We are building an application written for Windows in C++ which uses
OLEDB to connect to AIX DB2 8.2. Our app stores all string data in
the wchar_t datatype, which generates dynamic SQL, typically with
bound parameters DBTYPE_WSTR, and so is a Unicode app.

We don't know whether to use the vargraphic datatype for storing
strings, or varchar, and which database character sets to support.

Option a - support only a UTF-8 database and use vargraphics.
Performance should be better since the app stores Unicode strings in
Unicode columns (UCS-2). However from a product perspective this is
limiting because customers may want to use, say IBM-1252, because they
want to! But they could be told that UTF-8 will store their data just
fine. Yes, we could also use vargraphics in any mbcs, but there are
conversion issues (control char's convert to SUB's in IBM-943).
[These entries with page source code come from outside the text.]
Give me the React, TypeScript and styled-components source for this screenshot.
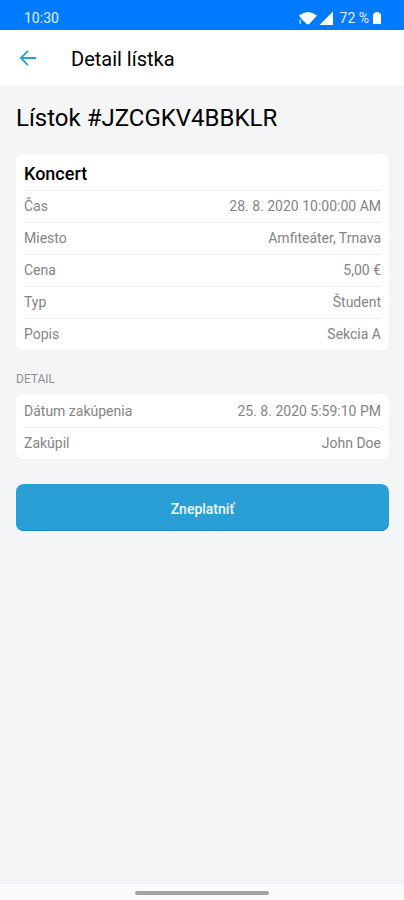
import React from "react";
import styled, { createGlobalStyle } from "styled-components";

const Global = createGlobalStyle`
  * { box-sizing: border-box; }
  body { margin: 0; background: #f3f5f7; font-family: Roboto, sans-serif; color: #000; }
  h1, h2, h3, dl, dd { margin: 0; }
`;
const Screen = styled.div`
  min-height: 100vh;
  display: flex;
  flex-direction: column;
`;
const StatusBar = styled.div`
  height: 30px;
  padding: 5px 23px 0 24px;
  display: flex;
  align-items: center;
  justify-content: space-between;
  background: #007aff;
  color: #e6f2ff;
  font-size: 14px;
`;
const StatusIcons = styled.div`
  display: flex;
  align-items: center;
  gap: 2px;
`;
const BatteryLevel = styled.span`
  margin: 0 2px 0 5px;
`;
const Header = styled.header`
  height: 56px;
  padding: 2px 14px 0;
  display: flex;
  align-items: center;
  gap: 29px;
  background: #fff;
`;
const BackButton = styled.button`
  display: flex;
  align-items: center;
  justify-content: center;
  width: 28px;
  height: 28px;
  padding: 0;
  border: 0;
  background: none;
  color: #2a9fd0;
`;
const HeaderTitle = styled.h1`
  font-size: 20px;
  line-height: 24px;
  font-weight: 400;
`;
const Content = styled.main`
  flex: 1;
  padding: 16px 15px 16px 16px;
`;
const TicketTitle = styled.h2`
  font-size: 24px;
  line-height: 32px;
  font-weight: 400;
  margin-bottom: 20px;
`;
const Card = styled.section`
  padding: 2px 8px 0;
  border-radius: 8px;
  background: #fff;
`;
const CardTitle = styled.h3`
  padding: 6px 0 4px;
  line-height: 24px;
  font-size: 18px;
  font-weight: 500;
  border-bottom: 1px solid #f0f0f0;
`;
const Row = styled.div`
  display: flex;
  justify-content: space-between;
  line-height: 31px;
  font-size: 14px;
  color: #848484;

  & + & {
    border-top: 1px solid #f0f0f0;
  }
`;
const SectionLabel = styled.h3`
  margin: 20px 0 6px;
  font-size: 12px;
  line-height: 18px;
  font-weight: 400;
  color: #929496;
`;
const Action = styled.button`
  width: 100%;
  height: 47px;
  margin-top: 25px;
  padding: 2px 0 0;
  border: 0;
  border-radius: 8px;
  background: #2a9fd6;
  box-shadow: inset 0 -1px #138fc4;
  color: #f2faff;
  font: 500 14px Roboto, sans-serif;
`;
const NavBar = styled.footer`
  height: 16px;
  padding-top: 2px;
  display: flex;
  justify-content: center;
  align-items: center;
  background: #fafafa;
`;
const Handle = styled.div`
  width: 33%;
  height: 4px;
  border-radius: 2px;
  background: #a2a2a2;
`;

type Item = [label: string, value: string];

const ticketInfo: Item[] = [
  ["Čas", "28. 8. 2020 10:00:00 AM"],
  ["Miesto", "Amfiteáter, Trnava"],
  ["Cena", "5,00 €"],
  ["Typ", "Študent"],
  ["Popis", "Sekcia A"],
];
const purchaseInfo: Item[] = [
  ["Dátum zakúpenia", "25. 8. 2020 5:59:10 PM"],
  ["Zakúpil", "John Doe"],
];

const InfoList = ({ items }: { items: Item[] }) => (
  <dl>
    {items.map(([label, value]) => (
      <Row key={label}>
        <dt>{label}</dt>
        <dd>{value}</dd>
      </Row>
    ))}
  </dl>
);

export default function App() {
  return (
    <Screen>
      <Global />
      <StatusBar>
        <span>10:30</span>
        <StatusIcons>
          <svg width="18" height="14" viewBox="0 0 18 14" fill="#fff" aria-hidden="true">
            <path d="M0 4.5Q9-2.5 18 4.5L10 13.2H8L3 8.5Z" />
            <path d="M.5 8.5H2V13H.5Z" opacity=".7" />
          </svg>
          <svg width="14" height="14" viewBox="0 0 14 14" fill="#fff" aria-hidden="true">
            <path d="M14 .5V14H.5Z" />
          </svg>
          <BatteryLevel>72 %</BatteryLevel>
          <svg width="8" height="12" viewBox="0 0 8 12" fill="#fff" aria-hidden="true">
            <path d="M2 0h4v1.5h2V12H0V1.5h2z" />
          </svg>
        </StatusIcons>
      </StatusBar>
      <Header>
        <BackButton aria-label="Späť">
          <svg width="24" height="24" viewBox="0 0 24 24" fill="none" stroke="currentColor" strokeWidth="1.8">
            <path d="M20 11H5.5M12 3.8 4.8 11l7.2 7.2" />
          </svg>
        </BackButton>
        <HeaderTitle>Detail lístka</HeaderTitle>
      </Header>
      <Content>
        <TicketTitle>Lístok #JZCGKV4BBKLR</TicketTitle>
        <Card>
          <CardTitle>Koncert</CardTitle>
          <InfoList items={ticketInfo} />
        </Card>
        <SectionLabel>DETAIL</SectionLabel>
        <Card>
          <InfoList items={purchaseInfo} />
        </Card>
        <Action>Zneplatniť</Action>
      </Content>
      <NavBar>
        <Handle />
      </NavBar>
    </Screen>
  );
}
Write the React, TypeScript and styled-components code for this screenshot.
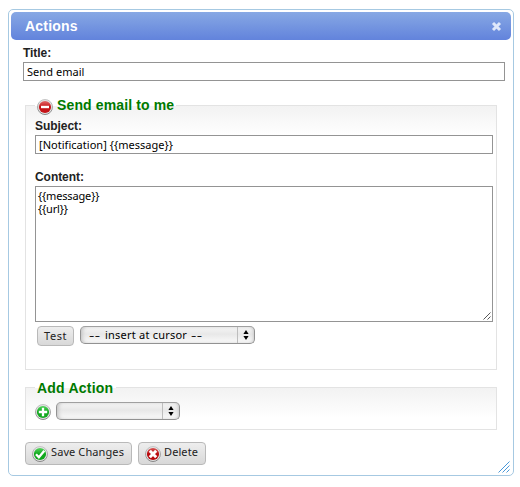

Option b - support any database character set, and use varchar string
columns. This requires us to use the multiplier factor (e.g. 3 or 4)
for the column length (to support asian lang's when UTF-8 is chosen),
which heavily devours the limited rowsize in DB2 (you get deducted on
column creation time from the pagesize). Also going with a large
pagesize like 32K may hurt performance. Yes, we could make our code
choose whether to multiply or not depending on the language, but for
simplicity we don't. The UTF-8 is nice because it doesn't store a lot
of extra bytes as for vargraphics, when ascii is primarily stored
(saves disk space).

Our concern is that we support the most popular character set that
real people use. What is most prevalent? If we choose option a, will
there be a customer that balks because they want IBM-943?
Specifically: Will customers be perfectly happy with option a, or
will some demand to use other mbcs's (such as IBM-943), or would they
prefer to have the varchar's?

Thanks,
Kieran
Nov 12 '05 #1
3 7365
vargraphic is for DBCS, not Unicode. Use a Unicode databases with
(var)chars. (Var)chars in a Unicode db are actually ucs-2, although it
appears counterintuitive!

"Kieran Green" <ki***********@yahoo.com> wrote in message
news:ed*************************@posting.google.co m...
Greetings,

We are building an application written for Windows in C++ which uses
OLEDB to connect to AIX DB2 8.2. Our app stores all string data in
the wchar_t datatype, which generates dynamic SQL, typically with
bound parameters DBTYPE_WSTR, and so is a Unicode app.

We don't know whether to use the vargraphic datatype for storing
strings, or varchar, and which database character sets to support.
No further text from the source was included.